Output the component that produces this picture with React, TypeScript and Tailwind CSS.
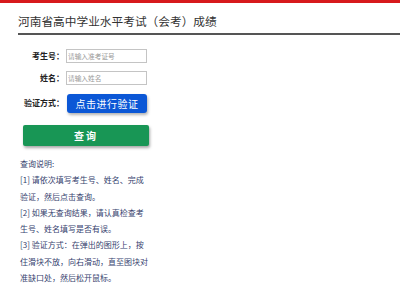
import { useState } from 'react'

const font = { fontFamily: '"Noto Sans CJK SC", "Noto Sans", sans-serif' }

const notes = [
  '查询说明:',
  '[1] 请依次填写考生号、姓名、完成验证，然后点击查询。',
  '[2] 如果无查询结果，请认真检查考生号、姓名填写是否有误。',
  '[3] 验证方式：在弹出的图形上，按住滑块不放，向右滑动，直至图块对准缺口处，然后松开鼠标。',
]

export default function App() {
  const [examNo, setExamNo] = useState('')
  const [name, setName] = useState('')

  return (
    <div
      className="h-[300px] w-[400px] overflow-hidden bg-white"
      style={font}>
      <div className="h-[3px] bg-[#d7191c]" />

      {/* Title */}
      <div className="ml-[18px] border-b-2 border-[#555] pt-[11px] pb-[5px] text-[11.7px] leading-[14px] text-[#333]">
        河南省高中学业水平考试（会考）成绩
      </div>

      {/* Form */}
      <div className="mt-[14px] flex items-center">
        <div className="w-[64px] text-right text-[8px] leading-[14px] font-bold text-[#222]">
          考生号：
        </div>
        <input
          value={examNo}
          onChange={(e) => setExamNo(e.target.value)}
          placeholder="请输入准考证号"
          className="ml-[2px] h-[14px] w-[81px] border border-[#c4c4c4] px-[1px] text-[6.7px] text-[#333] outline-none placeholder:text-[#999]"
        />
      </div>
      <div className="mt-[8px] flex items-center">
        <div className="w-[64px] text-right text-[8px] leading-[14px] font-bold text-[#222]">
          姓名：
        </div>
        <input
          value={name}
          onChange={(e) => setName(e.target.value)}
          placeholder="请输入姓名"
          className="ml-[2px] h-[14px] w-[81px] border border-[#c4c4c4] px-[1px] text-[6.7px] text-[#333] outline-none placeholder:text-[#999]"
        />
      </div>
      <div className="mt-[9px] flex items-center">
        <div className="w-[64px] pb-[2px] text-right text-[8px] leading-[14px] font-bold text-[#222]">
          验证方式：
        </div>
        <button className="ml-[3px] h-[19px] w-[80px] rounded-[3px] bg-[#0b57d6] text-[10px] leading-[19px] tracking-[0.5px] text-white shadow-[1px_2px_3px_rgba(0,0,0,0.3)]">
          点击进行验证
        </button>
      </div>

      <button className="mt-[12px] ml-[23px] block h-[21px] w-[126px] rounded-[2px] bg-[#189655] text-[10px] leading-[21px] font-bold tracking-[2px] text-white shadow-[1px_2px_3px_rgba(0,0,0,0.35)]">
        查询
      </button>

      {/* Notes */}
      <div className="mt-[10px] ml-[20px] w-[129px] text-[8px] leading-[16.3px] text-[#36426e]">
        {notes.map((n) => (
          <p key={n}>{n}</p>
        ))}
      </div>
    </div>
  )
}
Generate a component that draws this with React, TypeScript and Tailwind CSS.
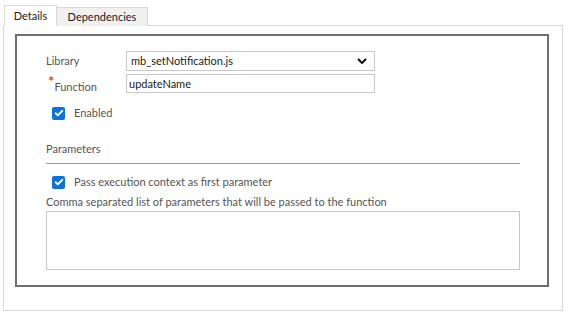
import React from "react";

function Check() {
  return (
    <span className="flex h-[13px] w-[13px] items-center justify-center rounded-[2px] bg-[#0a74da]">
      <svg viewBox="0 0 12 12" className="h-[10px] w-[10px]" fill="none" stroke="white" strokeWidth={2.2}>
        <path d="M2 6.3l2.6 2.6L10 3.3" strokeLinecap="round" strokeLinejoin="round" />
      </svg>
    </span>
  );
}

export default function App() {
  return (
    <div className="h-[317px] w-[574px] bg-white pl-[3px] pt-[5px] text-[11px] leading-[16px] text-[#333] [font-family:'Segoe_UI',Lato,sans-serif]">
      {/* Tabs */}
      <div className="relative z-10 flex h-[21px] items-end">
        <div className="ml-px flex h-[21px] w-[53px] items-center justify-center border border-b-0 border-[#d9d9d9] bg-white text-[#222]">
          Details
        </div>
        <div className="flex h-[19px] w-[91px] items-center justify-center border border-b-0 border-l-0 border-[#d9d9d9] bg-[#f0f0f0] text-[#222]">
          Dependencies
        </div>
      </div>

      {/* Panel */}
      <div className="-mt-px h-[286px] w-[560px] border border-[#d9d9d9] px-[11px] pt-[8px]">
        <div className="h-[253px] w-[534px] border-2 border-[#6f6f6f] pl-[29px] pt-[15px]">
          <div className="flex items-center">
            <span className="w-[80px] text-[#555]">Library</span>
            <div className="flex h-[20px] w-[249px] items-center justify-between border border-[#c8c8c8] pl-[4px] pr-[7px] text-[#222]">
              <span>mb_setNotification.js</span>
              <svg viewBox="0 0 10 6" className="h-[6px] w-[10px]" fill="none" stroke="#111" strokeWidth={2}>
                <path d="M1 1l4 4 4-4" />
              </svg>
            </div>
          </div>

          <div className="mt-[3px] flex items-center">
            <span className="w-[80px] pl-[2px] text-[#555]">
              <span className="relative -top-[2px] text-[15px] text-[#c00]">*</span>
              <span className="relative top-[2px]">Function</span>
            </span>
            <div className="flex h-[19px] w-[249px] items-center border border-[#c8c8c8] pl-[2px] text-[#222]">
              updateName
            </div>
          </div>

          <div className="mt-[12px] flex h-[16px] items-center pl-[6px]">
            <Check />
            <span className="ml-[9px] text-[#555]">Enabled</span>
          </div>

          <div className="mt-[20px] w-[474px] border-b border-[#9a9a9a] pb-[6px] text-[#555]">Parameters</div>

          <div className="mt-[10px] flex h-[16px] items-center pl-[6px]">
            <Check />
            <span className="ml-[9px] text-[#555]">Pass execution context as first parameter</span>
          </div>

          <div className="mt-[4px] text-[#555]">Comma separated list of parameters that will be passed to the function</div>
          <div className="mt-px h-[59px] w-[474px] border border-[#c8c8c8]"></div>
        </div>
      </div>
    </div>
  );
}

++++++++++

Pictures appear in the records above. Output everything except them, exactly.

Output the component that produces this picture with React, TypeScript and Tailwind CSS.
import { useState } from 'react'

const font = { fontFamily: '"Noto Sans CJK SC", "Noto Sans", sans-serif' }

const notes = [
  '查询说明:',
  '[1] 请依次填写考生号、姓名、完成验证，然后点击查询。',
  '[2] 如果无查询结果，请认真检查考生号、姓名填写是否有误。',
  '[3] 验证方式：在弹出的图形上，按住滑块不放，向右滑动，直至图块对准缺口处，然后松开鼠标。',
]

export default function App() {
  const [examNo, setExamNo] = useState('')
  const [name, setName] = useState('')

  return (
    <div
      className="h-[300px] w-[400px] overflow-hidden bg-white"
      style={font}>
      <div className="h-[3px] bg-[#d7191c]" />

      {/* Title */}
      <div className="ml-[18px] border-b-2 border-[#555] pt-[11px] pb-[5px] text-[11.7px] leading-[14px] text-[#333]">
        河南省高中学业水平考试（会考）成绩
      </div>

      {/* Form */}
      <div className="mt-[14px] flex items-center">
        <div className="w-[64px] text-right text-[8px] leading-[14px] font-bold text-[#222]">
          考生号：
        </div>
        <input
          value={examNo}
          onChange={(e) => setExamNo(e.target.value)}
          placeholder="请输入准考证号"
          className="ml-[2px] h-[14px] w-[81px] border border-[#c4c4c4] px-[1px] text-[6.7px] text-[#333] outline-none placeholder:text-[#999]"
        />
      </div>
      <div className="mt-[8px] flex items-center">
        <div className="w-[64px] text-right text-[8px] leading-[14px] font-bold text-[#222]">
          姓名：
        </div>
        <input
          value={name}
          onChange={(e) => setName(e.target.value)}
          placeholder="请输入姓名"
          className="ml-[2px] h-[14px] w-[81px] border border-[#c4c4c4] px-[1px] text-[6.7px] text-[#333] outline-none placeholder:text-[#999]"
        />
      </div>
      <div className="mt-[9px] flex items-center">
        <div className="w-[64px] pb-[2px] text-right text-[8px] leading-[14px] font-bold text-[#222]">
          验证方式：
        </div>
        <button className="ml-[3px] h-[19px] w-[80px] rounded-[3px] bg-[#0b57d6] text-[10px] leading-[19px] tracking-[0.5px] text-white shadow-[1px_2px_3px_rgba(0,0,0,0.3)]">
          点击进行验证
        </button>
      </div>

      <button className="mt-[12px] ml-[23px] block h-[21px] w-[126px] rounded-[2px] bg-[#189655] text-[10px] leading-[21px] font-bold tracking-[2px] text-white shadow-[1px_2px_3px_rgba(0,0,0,0.35)]">
        查询
      </button>

      {/* Notes */}
      <div className="mt-[10px] ml-[20px] w-[129px] text-[8px] leading-[16.3px] text-[#36426e]">
        {notes.map((n) => (
          <p key={n}>{n}</p>
        ))}
      </div>
    </div>
  )
}
Generate a component that draws this with React, TypeScript and Tailwind CSS.
import React from "react";

function Check() {
  return (
    <span className="flex h-[13px] w-[13px] items-center justify-center rounded-[2px] bg-[#0a74da]">
      <svg viewBox="0 0 12 12" className="h-[10px] w-[10px]" fill="none" stroke="white" strokeWidth={2.2}>
        <path d="M2 6.3l2.6 2.6L10 3.3" strokeLinecap="round" strokeLinejoin="round" />
      </svg>
    </span>
  );
}

export default function App() {
  return (
    <div className="h-[317px] w-[574px] bg-white pl-[3px] pt-[5px] text-[11px] leading-[16px] text-[#333] [font-family:'Segoe_UI',Lato,sans-serif]">
      {/* Tabs */}
      <div className="relative z-10 flex h-[21px] items-end">
        <div className="ml-px flex h-[21px] w-[53px] items-center justify-center border border-b-0 border-[#d9d9d9] bg-white text-[#222]">
          Details
        </div>
        <div className="flex h-[19px] w-[91px] items-center justify-center border border-b-0 border-l-0 border-[#d9d9d9] bg-[#f0f0f0] text-[#222]">
          Dependencies
        </div>
      </div>

      {/* Panel */}
      <div className="-mt-px h-[286px] w-[560px] border border-[#d9d9d9] px-[11px] pt-[8px]">
        <div className="h-[253px] w-[534px] border-2 border-[#6f6f6f] pl-[29px] pt-[15px]">
          <div className="flex items-center">
            <span className="w-[80px] text-[#555]">Library</span>
            <div className="flex h-[20px] w-[249px] items-center justify-between border border-[#c8c8c8] pl-[4px] pr-[7px] text-[#222]">
              <span>mb_setNotification.js</span>
              <svg viewBox="0 0 10 6" className="h-[6px] w-[10px]" fill="none" stroke="#111" strokeWidth={2}>
                <path d="M1 1l4 4 4-4" />
              </svg>
            </div>
          </div>

          <div className="mt-[3px] flex items-center">
            <span className="w-[80px] pl-[2px] text-[#555]">
              <span className="relative -top-[2px] text-[15px] text-[#c00]">*</span>
              <span className="relative top-[2px]">Function</span>
            </span>
            <div className="flex h-[19px] w-[249px] items-center border border-[#c8c8c8] pl-[2px] text-[#222]">
              updateName
            </div>
          </div>

          <div className="mt-[12px] flex h-[16px] items-center pl-[6px]">
            <Check />
            <span className="ml-[9px] text-[#555]">Enabled</span>
          </div>

          <div className="mt-[20px] w-[474px] border-b border-[#9a9a9a] pb-[6px] text-[#555]">Parameters</div>

          <div className="mt-[10px] flex h-[16px] items-center pl-[6px]">
            <Check />
            <span className="ml-[9px] text-[#555]">Pass execution context as first parameter</span>
          </div>

          <div className="mt-[4px] text-[#555]">Comma separated list of parameters that will be passed to the function</div>
          <div className="mt-px h-[59px] w-[474px] border border-[#c8c8c8]"></div>
        </div>
      </div>
    </div>
  );
}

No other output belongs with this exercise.